1. A method of monitoring fluid flow in a borehole, comprising:
measuring acoustics at a plurality of locations along a downhole assembly in the borehole; and
calculating a fluid flow rate at the plurality of locations along the downhole assembly based on measuring the acoustics at the plurality of locations.
2. The method of claim 1, wherein calculating the fluid flow rate comprises:
determining a fluid flow rate at a surface location outside the borehole;
determining a sum of acoustic measurements at the plurality of locations along the downhole assembly; and
calculating the fluid flow rate at each of the plurality of locations according to an equation:

(Q tot,t1/MEAStot,t1)*MEASa,t1 . . . (Q tot,t1/MEAStot,t1)*MEASn,t1,
wherein Qtot,t1 represents a total fluid flow rate at the surface location at a time t1, MEAStot,t1 represents the sum of acoustic measurements at the plurality of locations at the time t1, MEASa,t1 represents an acoustic measurement at one of the plurality of locations (a) at the time t1, and MEASn,t1 represents an acoustic measurement at an nth one of the plurality of locations at the time t1.
3. The method of claim 2, wherein the sum of the acoustic measurements is over a selected band of frequencies, the selected band of frequencies being selected based on correlation with the fluid flow rate.
4. The method of claim 1, wherein measuring the acoustics at the plurality of locations comprises surveying an optical fiber extending along the downhole assembly to measure characteristics corresponding to acoustics at the plurality of locations along the downhole assembly.
5. The method of claim 1, wherein the plurality of locations correspond to perforations in the downhole assembly to allow fluid flow between an inside of the downhole assembly and an earth formation.
6. The method of claim 5, wherein measuring the acoustics includes measuring acoustics of fluid flowing through the perforations.
7. The method of claim 5, wherein measuring the acoustics includes measuring acoustics of acid flowing from inside the downhole assembly into the earth formation.
8. The method of claim 5, wherein measuring the acoustics includes measuring acoustics of fluid flowing from the earth formation into the downhole assembly.
9. The method of claim 1, further comprising:
calculating a flow distribution among the plurality of locations based on calculating the fluid flow rate at the plurality of locations along the downhole assembly.
10. The method of claim 9, further comprising:
adjusting one or both of a flow rate of a fluid to one or more of the plurality of locations and a composition of the fluid based on calculating the flow distribution.
11. A wellbore system, comprising:
a downhole assembly having a plurality of locations along the downhole assembly including perforations to permit fluid flow between an inside of the downhole assembly and an earth formation, the downhole assembly including a distributed sensor assembly configured to measure acoustics at the plurality of locations;
a fluid flow monitor to measure a total fluid flow rate of fluid injected into or leaving the downhole assembly; and
a computer configured to calculate a fluid flow rate at the plurality of locations along the downhole assembly based on measurements from the distributed sensor assembly corresponding to the acoustics at the plurality of locations, and based on the total fluid flow rate.

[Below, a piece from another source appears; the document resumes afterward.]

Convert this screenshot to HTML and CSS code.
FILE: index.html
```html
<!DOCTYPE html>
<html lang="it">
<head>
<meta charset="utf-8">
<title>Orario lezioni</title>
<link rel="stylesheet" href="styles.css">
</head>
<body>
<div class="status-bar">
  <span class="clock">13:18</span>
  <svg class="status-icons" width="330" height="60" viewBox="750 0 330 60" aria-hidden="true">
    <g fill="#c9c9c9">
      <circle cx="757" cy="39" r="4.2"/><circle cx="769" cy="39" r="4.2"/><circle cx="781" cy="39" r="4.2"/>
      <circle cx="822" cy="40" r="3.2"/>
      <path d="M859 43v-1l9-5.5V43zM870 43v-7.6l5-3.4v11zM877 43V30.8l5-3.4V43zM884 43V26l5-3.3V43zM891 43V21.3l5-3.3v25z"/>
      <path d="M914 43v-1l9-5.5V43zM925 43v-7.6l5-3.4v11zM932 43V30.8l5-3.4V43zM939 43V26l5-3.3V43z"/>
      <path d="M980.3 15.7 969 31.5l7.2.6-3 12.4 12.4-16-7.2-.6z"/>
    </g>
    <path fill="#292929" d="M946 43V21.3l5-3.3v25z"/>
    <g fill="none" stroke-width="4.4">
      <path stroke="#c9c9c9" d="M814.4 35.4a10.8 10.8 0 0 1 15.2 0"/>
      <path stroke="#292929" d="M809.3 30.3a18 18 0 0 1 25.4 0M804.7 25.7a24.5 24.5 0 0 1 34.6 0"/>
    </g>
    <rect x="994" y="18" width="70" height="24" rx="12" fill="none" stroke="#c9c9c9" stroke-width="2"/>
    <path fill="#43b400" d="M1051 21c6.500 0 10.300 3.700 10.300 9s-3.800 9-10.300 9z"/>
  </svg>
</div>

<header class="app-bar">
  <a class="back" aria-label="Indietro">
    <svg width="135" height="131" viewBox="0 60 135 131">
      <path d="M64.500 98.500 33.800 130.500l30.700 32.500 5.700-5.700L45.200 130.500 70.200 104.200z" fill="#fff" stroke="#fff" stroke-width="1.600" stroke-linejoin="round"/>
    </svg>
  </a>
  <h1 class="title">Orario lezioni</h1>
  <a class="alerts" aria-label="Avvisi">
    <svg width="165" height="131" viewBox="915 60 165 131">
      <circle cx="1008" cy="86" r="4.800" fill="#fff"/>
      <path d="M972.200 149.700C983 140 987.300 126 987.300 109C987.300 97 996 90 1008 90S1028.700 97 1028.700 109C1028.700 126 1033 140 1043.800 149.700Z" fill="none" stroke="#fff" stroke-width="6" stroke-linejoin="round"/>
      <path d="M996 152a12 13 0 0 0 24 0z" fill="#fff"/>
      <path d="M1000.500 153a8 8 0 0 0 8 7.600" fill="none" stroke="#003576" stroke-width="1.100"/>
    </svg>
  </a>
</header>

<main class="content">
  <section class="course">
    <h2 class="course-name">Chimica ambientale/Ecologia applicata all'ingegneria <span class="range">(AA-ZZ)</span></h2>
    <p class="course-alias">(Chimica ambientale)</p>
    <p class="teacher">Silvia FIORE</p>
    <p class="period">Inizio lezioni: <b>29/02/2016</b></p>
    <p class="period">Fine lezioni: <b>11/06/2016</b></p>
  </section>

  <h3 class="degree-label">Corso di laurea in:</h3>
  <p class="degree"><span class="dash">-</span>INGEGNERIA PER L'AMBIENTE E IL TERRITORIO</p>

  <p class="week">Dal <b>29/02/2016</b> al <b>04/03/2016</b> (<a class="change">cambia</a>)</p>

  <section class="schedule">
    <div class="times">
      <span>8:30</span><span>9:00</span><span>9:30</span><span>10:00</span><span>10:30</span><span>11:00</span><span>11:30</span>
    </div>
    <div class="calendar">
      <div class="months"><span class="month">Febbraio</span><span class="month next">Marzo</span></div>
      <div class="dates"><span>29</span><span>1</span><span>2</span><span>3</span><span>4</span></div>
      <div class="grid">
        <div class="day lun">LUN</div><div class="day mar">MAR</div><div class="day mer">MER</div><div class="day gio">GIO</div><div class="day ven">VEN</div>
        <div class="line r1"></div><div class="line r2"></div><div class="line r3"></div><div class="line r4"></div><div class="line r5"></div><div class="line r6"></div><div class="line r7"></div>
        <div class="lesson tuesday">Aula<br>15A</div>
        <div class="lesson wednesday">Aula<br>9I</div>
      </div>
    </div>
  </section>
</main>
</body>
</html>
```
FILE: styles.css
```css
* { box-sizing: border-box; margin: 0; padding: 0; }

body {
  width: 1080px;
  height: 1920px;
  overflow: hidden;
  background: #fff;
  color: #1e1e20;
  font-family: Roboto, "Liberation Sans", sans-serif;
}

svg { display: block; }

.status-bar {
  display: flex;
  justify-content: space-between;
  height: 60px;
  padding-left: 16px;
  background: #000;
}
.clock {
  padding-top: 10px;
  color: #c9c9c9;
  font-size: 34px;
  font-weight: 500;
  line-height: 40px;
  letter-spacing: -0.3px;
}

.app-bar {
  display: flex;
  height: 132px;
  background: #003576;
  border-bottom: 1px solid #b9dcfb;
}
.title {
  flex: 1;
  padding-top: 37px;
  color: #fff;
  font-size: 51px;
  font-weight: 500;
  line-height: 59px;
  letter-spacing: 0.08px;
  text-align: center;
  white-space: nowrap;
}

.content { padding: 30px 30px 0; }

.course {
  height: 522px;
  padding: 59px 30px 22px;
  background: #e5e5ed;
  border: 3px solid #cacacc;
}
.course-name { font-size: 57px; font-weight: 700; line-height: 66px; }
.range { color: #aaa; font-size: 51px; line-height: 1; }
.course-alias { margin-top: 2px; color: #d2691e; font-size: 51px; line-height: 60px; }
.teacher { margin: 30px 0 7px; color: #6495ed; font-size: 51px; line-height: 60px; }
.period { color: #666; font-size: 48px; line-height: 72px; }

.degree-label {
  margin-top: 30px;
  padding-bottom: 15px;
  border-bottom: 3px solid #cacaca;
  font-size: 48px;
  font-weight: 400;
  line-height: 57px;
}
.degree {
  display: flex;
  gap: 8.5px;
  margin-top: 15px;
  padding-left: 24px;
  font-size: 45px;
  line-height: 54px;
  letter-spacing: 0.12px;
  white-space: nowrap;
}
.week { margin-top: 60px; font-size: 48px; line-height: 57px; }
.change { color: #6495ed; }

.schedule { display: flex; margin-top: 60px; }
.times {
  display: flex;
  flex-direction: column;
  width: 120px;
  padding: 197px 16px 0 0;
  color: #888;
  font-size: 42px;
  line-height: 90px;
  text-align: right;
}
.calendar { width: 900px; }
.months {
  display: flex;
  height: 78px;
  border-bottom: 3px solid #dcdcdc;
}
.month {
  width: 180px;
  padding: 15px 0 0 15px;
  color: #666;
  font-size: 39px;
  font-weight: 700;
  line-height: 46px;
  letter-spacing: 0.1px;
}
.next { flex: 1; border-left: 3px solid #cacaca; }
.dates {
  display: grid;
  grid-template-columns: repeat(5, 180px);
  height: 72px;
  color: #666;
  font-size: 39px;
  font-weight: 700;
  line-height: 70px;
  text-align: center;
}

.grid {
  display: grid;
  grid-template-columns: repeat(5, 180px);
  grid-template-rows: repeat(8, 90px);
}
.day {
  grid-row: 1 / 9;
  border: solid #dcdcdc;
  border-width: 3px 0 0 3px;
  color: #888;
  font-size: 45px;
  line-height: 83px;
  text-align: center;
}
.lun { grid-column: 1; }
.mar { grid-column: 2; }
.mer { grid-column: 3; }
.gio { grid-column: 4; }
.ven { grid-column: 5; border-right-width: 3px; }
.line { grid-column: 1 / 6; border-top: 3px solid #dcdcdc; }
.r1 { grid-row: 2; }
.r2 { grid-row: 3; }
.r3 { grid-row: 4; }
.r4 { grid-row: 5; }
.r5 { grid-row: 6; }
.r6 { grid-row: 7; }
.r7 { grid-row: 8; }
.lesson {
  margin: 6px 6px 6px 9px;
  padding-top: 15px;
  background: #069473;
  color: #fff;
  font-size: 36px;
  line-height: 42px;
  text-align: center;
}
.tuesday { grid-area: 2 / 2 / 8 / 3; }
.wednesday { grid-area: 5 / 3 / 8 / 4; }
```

12. The wellbore system of claim 11, wherein the computer is configured to calculate the fluid flow rate at the plurality of locations based on the following formula:

(Q tot,t1/MEAStot,t1)*MEASa,t1 . . . (Q tot,t1/MEAStot,t1)*MEASn,t1,
wherein Qtot,t1 represents a total fluid flow rate at the surface location at a time t1, MEAStot,t1 represents the sum of acoustic measurements at the plurality of locations at the time t1, MEASa,t1 represents an acoustic measurement at one of the plurality of locations (a) at the time t1, and MEASn,t1 represents an acoustic measurement at an nth one of the plurality of locations at the time t1.
13. The wellbore system of claim 12, wherein the sum of the acoustic measurements is over a selected band of frequencies, the selected band of frequencies being selected based on correlation with the fluid flow rate.
14. The wellbore system of claim 11, wherein the distributed sensor assembly includes an optical fiber extending along the downhole assembly at all of the plurality of locations, and
the optical fiber is configured to deform based on acoustics of a fluid in the downhole assembly.
15. The wellbore system of claim 11, wherein the distributed sensor assembly is configured to measure acoustics of fluid flowing through the perforations.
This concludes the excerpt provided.